## [WHAT THE TASK ASKS]
Here is the task for the listing below: output exactly the lines from the one containing "Write a component" through the one containing "MdArrowBack, MdHotel, MdMoreVert", and leave out the pictures.

╭─ RECORDS TO USE

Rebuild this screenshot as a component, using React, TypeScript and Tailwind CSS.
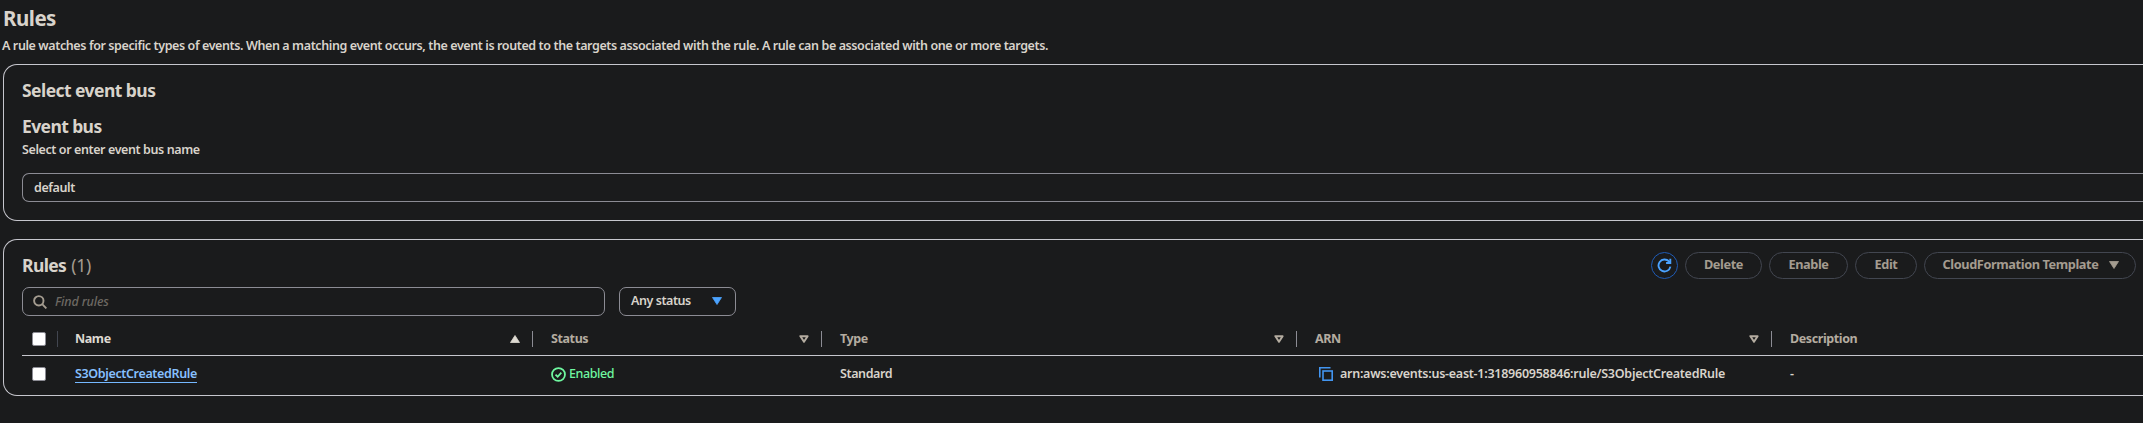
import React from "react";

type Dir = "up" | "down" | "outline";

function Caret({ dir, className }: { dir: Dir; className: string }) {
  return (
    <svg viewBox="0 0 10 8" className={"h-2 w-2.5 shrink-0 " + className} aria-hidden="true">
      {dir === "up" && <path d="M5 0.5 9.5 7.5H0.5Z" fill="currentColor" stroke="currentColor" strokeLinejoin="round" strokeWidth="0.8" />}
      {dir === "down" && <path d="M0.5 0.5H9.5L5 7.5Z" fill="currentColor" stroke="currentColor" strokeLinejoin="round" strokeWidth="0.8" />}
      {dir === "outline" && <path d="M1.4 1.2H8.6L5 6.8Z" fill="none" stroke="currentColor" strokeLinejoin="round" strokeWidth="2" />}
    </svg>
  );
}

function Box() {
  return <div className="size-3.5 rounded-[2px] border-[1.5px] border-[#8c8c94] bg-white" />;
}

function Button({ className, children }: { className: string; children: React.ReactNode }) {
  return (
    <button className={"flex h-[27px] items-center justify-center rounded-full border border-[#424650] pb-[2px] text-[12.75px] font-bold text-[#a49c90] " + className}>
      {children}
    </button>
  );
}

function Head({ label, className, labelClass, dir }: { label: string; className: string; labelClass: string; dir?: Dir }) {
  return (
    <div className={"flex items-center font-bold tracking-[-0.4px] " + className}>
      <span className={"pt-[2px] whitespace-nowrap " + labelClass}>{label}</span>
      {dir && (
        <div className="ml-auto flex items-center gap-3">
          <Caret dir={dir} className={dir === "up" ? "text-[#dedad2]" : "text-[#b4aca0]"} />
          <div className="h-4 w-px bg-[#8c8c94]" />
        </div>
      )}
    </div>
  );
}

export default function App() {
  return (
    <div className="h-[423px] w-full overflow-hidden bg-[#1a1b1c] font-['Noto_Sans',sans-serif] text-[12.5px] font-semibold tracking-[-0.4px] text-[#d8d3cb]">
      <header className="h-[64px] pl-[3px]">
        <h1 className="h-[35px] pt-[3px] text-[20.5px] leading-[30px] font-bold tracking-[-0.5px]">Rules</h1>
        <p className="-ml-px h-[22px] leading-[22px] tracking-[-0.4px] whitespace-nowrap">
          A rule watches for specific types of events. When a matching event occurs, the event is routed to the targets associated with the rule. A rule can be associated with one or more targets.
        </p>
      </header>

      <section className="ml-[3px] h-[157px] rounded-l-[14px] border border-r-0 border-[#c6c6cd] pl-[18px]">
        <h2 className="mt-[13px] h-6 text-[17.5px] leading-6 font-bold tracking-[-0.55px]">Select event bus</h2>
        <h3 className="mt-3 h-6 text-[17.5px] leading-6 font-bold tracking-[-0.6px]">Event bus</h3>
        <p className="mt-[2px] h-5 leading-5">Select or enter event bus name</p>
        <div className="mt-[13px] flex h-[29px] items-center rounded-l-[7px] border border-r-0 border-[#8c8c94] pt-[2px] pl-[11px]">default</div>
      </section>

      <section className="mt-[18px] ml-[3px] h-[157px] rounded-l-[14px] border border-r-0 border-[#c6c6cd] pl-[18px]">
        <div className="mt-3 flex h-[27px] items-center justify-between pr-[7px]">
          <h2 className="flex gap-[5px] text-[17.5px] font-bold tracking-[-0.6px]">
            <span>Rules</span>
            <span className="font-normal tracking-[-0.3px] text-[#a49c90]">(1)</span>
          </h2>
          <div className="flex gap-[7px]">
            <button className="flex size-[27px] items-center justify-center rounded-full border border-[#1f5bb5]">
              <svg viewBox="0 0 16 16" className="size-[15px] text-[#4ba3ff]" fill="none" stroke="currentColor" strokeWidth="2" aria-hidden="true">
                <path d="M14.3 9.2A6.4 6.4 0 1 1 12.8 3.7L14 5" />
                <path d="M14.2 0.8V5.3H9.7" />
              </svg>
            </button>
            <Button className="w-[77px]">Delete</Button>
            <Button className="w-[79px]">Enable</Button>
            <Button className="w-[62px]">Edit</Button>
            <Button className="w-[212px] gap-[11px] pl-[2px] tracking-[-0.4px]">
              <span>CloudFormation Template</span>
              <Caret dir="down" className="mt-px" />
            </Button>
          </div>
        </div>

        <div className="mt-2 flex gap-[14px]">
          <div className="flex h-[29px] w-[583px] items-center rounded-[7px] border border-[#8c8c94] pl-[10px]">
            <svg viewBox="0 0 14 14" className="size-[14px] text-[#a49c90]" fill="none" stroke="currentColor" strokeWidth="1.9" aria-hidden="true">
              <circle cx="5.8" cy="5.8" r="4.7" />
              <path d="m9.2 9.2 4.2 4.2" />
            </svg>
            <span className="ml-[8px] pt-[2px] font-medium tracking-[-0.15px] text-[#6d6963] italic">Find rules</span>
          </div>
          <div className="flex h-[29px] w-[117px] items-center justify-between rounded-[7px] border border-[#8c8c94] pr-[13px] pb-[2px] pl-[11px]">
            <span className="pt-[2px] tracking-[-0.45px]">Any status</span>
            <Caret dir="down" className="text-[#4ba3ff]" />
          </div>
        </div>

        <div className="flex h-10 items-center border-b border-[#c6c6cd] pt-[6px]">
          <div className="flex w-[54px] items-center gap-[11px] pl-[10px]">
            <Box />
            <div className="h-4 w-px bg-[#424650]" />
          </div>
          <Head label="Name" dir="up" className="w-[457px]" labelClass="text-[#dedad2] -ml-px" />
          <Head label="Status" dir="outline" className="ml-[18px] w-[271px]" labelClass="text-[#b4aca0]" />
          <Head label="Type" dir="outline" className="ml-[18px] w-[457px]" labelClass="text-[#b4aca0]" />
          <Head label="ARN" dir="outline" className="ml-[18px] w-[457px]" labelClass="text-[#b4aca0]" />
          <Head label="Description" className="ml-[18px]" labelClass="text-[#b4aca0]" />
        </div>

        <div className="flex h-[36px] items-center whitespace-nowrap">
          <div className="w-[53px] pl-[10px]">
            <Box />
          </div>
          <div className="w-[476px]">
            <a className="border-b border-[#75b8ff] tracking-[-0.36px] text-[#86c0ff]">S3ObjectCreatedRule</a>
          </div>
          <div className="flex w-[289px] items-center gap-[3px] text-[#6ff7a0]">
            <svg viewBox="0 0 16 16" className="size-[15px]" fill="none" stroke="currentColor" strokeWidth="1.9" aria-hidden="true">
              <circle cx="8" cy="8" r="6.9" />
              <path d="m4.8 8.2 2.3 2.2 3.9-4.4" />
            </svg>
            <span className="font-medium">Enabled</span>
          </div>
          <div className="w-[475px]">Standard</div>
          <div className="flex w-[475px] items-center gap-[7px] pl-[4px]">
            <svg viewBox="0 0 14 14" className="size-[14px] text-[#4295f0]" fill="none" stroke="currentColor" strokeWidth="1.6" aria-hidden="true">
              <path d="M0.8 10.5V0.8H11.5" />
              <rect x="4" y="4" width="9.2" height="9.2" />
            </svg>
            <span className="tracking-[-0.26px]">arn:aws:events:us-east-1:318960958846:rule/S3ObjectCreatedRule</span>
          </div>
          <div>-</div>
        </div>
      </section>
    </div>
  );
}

╰─
╭─ RECORDS TO USE

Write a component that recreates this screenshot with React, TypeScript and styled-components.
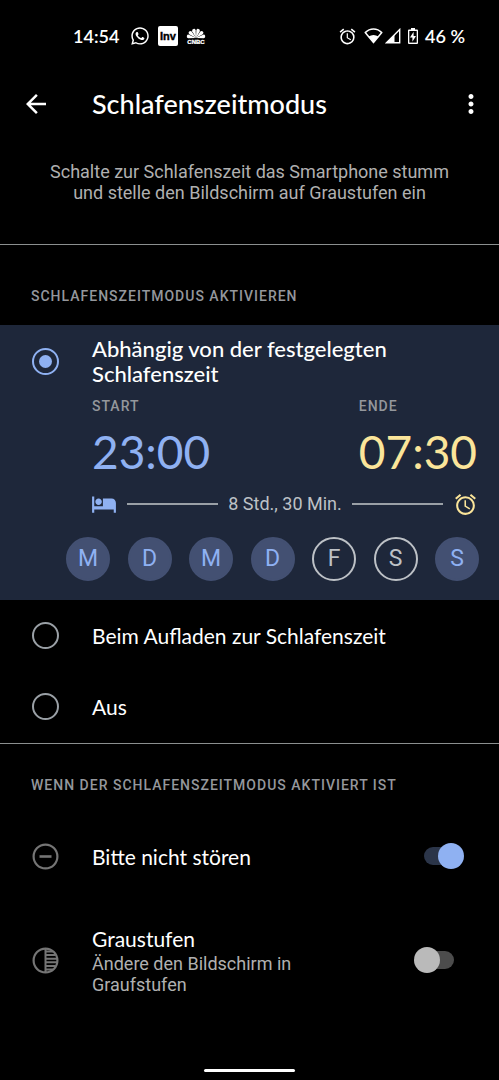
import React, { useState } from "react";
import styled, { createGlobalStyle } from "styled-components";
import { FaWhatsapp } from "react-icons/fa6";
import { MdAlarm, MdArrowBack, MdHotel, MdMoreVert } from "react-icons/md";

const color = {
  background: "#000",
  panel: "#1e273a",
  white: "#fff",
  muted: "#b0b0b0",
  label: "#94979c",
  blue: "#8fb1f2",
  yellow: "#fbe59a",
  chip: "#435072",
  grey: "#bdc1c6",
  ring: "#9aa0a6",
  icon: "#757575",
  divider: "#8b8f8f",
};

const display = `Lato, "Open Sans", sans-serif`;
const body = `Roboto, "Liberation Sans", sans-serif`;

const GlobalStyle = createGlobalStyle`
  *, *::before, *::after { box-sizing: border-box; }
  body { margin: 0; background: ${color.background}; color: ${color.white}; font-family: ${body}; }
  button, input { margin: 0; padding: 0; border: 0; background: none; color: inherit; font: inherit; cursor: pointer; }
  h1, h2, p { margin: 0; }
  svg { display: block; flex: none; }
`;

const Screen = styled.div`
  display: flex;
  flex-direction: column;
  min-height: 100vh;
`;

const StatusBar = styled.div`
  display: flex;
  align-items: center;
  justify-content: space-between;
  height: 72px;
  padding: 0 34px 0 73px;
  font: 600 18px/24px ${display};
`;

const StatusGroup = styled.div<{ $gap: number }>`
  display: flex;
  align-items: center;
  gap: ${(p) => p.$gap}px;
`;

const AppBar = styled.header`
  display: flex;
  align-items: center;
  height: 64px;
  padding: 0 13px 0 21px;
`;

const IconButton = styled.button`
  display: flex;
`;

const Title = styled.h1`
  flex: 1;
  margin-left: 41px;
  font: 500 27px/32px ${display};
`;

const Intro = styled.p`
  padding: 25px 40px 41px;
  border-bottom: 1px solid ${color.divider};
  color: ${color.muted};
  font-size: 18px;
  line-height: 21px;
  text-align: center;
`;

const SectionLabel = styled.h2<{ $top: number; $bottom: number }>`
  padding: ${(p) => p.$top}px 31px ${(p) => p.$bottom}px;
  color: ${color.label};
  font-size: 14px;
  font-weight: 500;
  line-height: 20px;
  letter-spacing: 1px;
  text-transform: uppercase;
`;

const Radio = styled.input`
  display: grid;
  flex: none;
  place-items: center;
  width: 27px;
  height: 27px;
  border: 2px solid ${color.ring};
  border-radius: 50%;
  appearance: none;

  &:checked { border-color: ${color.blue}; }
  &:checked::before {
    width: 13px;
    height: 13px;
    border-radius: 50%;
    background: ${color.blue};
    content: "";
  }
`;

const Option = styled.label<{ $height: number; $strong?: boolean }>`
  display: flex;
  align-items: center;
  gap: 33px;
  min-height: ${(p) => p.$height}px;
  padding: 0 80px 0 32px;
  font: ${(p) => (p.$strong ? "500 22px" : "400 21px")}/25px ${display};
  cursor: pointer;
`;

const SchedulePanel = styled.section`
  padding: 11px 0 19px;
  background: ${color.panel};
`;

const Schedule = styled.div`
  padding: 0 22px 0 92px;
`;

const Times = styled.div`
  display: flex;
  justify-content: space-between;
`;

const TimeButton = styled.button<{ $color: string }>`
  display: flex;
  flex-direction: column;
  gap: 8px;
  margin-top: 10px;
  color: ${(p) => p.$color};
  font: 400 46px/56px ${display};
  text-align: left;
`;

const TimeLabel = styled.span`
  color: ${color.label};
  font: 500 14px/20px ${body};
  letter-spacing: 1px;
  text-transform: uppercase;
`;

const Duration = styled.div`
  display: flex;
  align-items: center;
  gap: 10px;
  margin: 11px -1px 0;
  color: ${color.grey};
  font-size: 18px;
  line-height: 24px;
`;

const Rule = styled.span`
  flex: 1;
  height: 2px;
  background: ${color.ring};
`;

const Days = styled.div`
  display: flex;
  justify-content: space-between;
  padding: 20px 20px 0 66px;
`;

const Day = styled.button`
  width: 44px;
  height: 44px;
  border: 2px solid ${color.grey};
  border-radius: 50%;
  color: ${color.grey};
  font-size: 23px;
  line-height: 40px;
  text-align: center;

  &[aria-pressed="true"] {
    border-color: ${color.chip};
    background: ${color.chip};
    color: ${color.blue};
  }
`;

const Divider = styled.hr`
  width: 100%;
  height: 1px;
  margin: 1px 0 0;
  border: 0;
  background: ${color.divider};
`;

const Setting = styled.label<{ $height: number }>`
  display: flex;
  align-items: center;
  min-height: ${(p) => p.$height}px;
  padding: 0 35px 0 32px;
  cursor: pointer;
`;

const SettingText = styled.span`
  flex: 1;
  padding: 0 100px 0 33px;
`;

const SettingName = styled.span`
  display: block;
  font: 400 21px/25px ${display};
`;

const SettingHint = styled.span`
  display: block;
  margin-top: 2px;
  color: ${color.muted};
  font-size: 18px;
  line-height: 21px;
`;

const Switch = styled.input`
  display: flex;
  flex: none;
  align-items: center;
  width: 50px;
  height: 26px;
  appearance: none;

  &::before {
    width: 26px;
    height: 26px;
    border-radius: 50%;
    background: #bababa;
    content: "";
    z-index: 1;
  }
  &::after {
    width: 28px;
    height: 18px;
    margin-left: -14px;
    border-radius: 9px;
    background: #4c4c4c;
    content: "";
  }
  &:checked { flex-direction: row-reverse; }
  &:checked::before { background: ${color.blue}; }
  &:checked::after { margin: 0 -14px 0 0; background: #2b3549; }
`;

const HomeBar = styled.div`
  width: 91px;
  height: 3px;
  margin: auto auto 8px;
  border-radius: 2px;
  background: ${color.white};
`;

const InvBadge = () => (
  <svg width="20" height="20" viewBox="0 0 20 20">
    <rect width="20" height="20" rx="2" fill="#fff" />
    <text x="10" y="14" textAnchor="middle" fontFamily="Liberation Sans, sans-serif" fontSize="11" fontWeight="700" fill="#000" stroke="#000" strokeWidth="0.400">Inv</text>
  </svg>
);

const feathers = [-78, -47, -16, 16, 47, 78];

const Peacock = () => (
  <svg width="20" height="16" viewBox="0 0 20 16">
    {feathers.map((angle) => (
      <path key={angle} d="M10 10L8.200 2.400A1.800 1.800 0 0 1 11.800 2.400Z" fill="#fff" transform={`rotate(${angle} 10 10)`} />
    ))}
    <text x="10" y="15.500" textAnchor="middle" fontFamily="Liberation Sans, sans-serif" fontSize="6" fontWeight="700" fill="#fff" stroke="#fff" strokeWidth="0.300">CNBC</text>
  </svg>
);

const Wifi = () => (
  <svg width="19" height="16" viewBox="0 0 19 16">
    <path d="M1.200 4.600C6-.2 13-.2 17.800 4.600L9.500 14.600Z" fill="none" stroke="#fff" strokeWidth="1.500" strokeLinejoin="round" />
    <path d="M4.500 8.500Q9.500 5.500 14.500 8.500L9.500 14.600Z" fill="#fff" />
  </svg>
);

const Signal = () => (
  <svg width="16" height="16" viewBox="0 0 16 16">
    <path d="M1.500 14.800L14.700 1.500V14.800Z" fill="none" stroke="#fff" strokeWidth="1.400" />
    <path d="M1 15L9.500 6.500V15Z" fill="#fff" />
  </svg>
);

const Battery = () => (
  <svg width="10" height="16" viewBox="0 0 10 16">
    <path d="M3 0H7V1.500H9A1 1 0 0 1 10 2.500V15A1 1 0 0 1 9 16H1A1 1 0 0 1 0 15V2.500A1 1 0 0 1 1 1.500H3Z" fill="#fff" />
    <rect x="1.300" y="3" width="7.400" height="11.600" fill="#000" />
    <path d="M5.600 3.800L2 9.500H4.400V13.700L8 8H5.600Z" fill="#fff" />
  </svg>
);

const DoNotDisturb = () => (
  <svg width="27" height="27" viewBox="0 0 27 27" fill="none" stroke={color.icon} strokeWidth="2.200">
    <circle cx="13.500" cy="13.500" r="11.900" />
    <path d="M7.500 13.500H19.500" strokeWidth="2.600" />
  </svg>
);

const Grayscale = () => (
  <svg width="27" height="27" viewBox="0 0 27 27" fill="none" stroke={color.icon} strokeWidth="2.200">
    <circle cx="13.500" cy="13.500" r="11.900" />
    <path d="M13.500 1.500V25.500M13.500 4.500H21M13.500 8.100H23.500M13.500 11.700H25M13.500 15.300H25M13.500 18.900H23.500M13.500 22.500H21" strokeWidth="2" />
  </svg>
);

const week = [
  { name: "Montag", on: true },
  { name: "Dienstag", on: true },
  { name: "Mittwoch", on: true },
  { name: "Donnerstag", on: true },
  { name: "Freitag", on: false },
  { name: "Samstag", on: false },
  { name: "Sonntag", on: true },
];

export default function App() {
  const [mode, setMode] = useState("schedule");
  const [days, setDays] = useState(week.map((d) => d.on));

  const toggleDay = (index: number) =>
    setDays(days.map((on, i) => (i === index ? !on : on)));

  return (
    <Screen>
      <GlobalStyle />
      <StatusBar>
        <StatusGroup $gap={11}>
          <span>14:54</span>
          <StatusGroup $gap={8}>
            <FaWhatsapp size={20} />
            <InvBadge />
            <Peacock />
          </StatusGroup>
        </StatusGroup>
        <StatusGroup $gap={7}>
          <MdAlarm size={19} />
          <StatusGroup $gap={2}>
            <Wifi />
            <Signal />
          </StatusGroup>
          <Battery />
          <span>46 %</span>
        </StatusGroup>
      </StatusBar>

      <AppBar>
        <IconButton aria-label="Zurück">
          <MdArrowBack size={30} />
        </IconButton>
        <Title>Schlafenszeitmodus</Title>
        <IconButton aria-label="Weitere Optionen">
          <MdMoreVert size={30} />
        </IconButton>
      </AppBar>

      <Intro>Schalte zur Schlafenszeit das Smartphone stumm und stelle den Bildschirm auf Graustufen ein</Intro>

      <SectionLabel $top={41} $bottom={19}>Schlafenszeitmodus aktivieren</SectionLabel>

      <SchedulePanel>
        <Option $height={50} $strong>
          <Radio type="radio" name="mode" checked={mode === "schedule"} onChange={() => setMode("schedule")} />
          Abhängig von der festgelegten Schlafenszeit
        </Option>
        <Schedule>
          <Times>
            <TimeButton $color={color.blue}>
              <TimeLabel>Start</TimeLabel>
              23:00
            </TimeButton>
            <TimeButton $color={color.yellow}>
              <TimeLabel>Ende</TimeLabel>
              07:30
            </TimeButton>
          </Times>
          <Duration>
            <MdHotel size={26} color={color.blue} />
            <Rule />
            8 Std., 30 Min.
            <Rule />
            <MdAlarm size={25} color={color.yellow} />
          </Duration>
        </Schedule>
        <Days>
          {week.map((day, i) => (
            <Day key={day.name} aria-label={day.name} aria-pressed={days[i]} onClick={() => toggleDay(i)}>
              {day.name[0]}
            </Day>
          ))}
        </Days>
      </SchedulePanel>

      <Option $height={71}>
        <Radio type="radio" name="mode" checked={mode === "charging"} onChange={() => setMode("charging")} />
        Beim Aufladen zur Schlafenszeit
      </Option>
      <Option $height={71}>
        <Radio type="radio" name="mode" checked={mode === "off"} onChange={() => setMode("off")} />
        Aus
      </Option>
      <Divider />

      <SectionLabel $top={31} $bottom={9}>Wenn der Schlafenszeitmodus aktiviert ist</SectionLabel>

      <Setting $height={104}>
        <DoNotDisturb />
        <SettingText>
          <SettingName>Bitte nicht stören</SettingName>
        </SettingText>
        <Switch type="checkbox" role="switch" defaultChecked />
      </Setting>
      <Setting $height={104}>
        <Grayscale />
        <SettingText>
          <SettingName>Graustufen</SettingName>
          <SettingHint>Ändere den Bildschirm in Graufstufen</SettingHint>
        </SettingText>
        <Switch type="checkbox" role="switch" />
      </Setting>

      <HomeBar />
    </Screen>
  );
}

╰─

## [EXPECTED ANSWER]
Write a component that recreates this screenshot with React, TypeScript and styled-components.
import React, { useState } from "react";
import styled, { createGlobalStyle } from "styled-components";
import { FaWhatsapp } from "react-icons/fa6";
import { MdAlarm, MdArrowBack, MdHotel, MdMoreVert } from "react-icons/md";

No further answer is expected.